→ **Goal**
Copy the data that follows exactly. Include no pictures.

[start Data block]

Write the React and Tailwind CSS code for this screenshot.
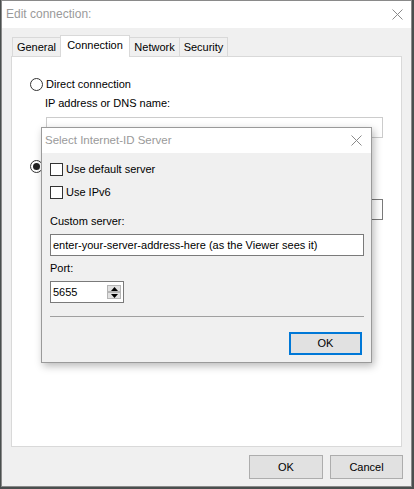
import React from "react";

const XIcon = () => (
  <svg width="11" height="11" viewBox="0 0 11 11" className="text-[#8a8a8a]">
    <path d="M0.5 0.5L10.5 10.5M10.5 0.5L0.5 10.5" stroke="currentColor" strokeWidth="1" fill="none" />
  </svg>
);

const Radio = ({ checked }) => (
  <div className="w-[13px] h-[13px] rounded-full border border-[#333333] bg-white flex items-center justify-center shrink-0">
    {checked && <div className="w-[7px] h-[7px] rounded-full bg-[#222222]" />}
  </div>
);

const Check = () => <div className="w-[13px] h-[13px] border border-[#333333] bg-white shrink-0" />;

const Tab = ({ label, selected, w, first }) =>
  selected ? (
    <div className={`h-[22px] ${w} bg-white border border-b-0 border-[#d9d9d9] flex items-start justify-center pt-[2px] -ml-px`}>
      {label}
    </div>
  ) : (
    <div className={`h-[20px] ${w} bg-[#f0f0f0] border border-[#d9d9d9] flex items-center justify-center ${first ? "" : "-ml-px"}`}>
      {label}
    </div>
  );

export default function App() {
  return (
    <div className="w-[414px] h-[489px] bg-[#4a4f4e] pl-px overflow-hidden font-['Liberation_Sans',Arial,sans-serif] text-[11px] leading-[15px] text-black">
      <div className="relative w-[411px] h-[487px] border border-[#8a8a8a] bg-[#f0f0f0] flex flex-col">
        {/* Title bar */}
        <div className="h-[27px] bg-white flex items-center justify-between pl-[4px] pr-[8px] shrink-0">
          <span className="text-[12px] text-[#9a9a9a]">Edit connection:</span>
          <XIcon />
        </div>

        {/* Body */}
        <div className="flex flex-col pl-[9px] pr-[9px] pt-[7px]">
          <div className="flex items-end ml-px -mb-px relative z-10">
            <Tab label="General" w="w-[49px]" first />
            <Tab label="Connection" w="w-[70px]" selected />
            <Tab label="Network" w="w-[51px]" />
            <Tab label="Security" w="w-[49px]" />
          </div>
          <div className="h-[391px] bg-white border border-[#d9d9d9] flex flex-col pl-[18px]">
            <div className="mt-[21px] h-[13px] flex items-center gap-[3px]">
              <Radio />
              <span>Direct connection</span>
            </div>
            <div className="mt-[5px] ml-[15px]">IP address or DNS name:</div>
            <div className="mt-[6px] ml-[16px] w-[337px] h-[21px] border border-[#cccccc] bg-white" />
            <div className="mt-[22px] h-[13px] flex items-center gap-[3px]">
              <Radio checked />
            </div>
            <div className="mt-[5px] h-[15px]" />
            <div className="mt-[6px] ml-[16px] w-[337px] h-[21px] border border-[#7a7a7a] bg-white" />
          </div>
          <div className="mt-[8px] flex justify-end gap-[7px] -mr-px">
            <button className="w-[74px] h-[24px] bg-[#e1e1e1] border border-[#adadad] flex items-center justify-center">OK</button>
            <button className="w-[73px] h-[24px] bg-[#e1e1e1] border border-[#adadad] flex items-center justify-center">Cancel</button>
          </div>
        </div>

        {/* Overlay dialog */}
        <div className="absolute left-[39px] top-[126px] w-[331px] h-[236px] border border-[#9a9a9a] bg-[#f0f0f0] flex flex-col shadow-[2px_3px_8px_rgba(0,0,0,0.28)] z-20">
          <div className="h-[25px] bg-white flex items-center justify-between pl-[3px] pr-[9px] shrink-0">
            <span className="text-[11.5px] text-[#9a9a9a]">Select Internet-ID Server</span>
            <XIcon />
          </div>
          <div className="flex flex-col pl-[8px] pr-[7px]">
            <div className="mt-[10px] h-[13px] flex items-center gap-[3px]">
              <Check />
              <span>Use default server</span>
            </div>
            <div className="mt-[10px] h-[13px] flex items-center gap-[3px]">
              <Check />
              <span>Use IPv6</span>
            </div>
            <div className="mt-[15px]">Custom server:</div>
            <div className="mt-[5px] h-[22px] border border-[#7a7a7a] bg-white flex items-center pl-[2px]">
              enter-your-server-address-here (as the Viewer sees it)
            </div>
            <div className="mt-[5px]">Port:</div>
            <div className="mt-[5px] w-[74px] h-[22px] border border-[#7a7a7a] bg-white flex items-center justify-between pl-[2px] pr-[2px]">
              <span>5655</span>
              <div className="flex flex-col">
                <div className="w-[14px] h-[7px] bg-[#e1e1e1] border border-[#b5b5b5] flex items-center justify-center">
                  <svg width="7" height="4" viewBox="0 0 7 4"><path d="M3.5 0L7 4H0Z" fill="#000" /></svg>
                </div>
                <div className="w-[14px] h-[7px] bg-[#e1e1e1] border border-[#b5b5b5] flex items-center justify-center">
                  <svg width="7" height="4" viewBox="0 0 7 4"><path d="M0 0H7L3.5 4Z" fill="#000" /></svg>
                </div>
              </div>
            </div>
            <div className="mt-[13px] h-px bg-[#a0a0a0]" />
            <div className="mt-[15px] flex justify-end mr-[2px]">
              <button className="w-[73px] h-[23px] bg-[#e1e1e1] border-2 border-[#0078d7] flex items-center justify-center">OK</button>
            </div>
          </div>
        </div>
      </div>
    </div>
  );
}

[end Data block]

→ **Written reply**
Write the React and Tailwind CSS code for this screenshot.
import React from "react";

const XIcon = () => (
  <svg width="11" height="11" viewBox="0 0 11 11" className="text-[#8a8a8a]">
    <path d="M0.5 0.5L10.5 10.5M10.5 0.5L0.5 10.5" stroke="currentColor" strokeWidth="1" fill="none" />
  </svg>
);

const Radio = ({ checked }) => (
  <div className="w-[13px] h-[13px] rounded-full border border-[#333333] bg-white flex items-center justify-center shrink-0">
    {checked && <div className="w-[7px] h-[7px] rounded-full bg-[#222222]" />}
  </div>
);

const Check = () => <div className="w-[13px] h-[13px] border border-[#333333] bg-white shrink-0" />;

const Tab = ({ label, selected, w, first }) =>
  selected ? (
    <div className={`h-[22px] ${w} bg-white border border-b-0 border-[#d9d9d9] flex items-start justify-center pt-[2px] -ml-px`}>
      {label}
    </div>
  ) : (
    <div className={`h-[20px] ${w} bg-[#f0f0f0] border border-[#d9d9d9] flex items-center justify-center ${first ? "" : "-ml-px"}`}>
      {label}
    </div>
  );

export default function App() {
  return (
    <div className="w-[414px] h-[489px] bg-[#4a4f4e] pl-px overflow-hidden font-['Liberation_Sans',Arial,sans-serif] text-[11px] leading-[15px] text-black">
      <div className="relative w-[411px] h-[487px] border border-[#8a8a8a] bg-[#f0f0f0] flex flex-col">
        {/* Title bar */}
        <div className="h-[27px] bg-white flex items-center justify-between pl-[4px] pr-[8px] shrink-0">
          <span className="text-[12px] text-[#9a9a9a]">Edit connection:</span>
          <XIcon />
        </div>

        {/* Body */}
        <div className="flex flex-col pl-[9px] pr-[9px] pt-[7px]">
          <div className="flex items-end ml-px -mb-px relative z-10">
            <Tab label="General" w="w-[49px]" first />
            <Tab label="Connection" w="w-[70px]" selected />
            <Tab label="Network" w="w-[51px]" />
            <Tab label="Security" w="w-[49px]" />
          </div>
          <div className="h-[391px] bg-white border border-[#d9d9d9] flex flex-col pl-[18px]">
            <div className="mt-[21px] h-[13px] flex items-center gap-[3px]">
              <Radio />
              <span>Direct connection</span>
            </div>
            <div className="mt-[5px] ml-[15px]">IP address or DNS name:</div>
            <div className="mt-[6px] ml-[16px] w-[337px] h-[21px] border border-[#cccccc] bg-white" />
            <div className="mt-[22px] h-[13px] flex items-center gap-[3px]">
              <Radio checked />
            </div>
            <div className="mt-[5px] h-[15px]" />
            <div className="mt-[6px] ml-[16px] w-[337px] h-[21px] border border-[#7a7a7a] bg-white" />
          </div>
          <div className="mt-[8px] flex justify-end gap-[7px] -mr-px">
            <button className="w-[74px] h-[24px] bg-[#e1e1e1] border border-[#adadad] flex items-center justify-center">OK</button>
            <button className="w-[73px] h-[24px] bg-[#e1e1e1] border border-[#adadad] flex items-center justify-center">Cancel</button>
          </div>
        </div>

        {/* Overlay dialog */}
        <div className="absolute left-[39px] top-[126px] w-[331px] h-[236px] border border-[#9a9a9a] bg-[#f0f0f0] flex flex-col shadow-[2px_3px_8px_rgba(0,0,0,0.28)] z-20">
          <div className="h-[25px] bg-white flex items-center justify-between pl-[3px] pr-[9px] shrink-0">
            <span className="text-[11.5px] text-[#9a9a9a]">Select Internet-ID Server</span>
            <XIcon />
          </div>
          <div className="flex flex-col pl-[8px] pr-[7px]">
            <div className="mt-[10px] h-[13px] flex items-center gap-[3px]">
              <Check />
              <span>Use default server</span>
            </div>
            <div className="mt-[10px] h-[13px] flex items-center gap-[3px]">
              <Check />
              <span>Use IPv6</span>
            </div>
            <div className="mt-[15px]">Custom server:</div>
            <div className="mt-[5px] h-[22px] border border-[#7a7a7a] bg-white flex items-center pl-[2px]">
              enter-your-server-address-here (as the Viewer sees it)
            </div>
            <div className="mt-[5px]">Port:</div>
            <div className="mt-[5px] w-[74px] h-[22px] border border-[#7a7a7a] bg-white flex items-center justify-between pl-[2px] pr-[2px]">
              <span>5655</span>
              <div className="flex flex-col">
                <div className="w-[14px] h-[7px] bg-[#e1e1e1] border border-[#b5b5b5] flex items-center justify-center">
                  <svg width="7" height="4" viewBox="0 0 7 4"><path d="M3.5 0L7 4H0Z" fill="#000" /></svg>
                </div>
                <div className="w-[14px] h-[7px] bg-[#e1e1e1] border border-[#b5b5b5] flex items-center justify-center">
                  <svg width="7" height="4" viewBox="0 0 7 4"><path d="M0 0H7L3.5 4Z" fill="#000" /></svg>
                </div>
              </div>
            </div>
            <div className="mt-[13px] h-px bg-[#a0a0a0]" />
            <div className="mt-[15px] flex justify-end mr-[2px]">
              <button className="w-[73px] h-[23px] bg-[#e1e1e1] border-2 border-[#0078d7] flex items-center justify-center">OK</button>
            </div>
          </div>
        </div>
      </div>
    </div>
  );
}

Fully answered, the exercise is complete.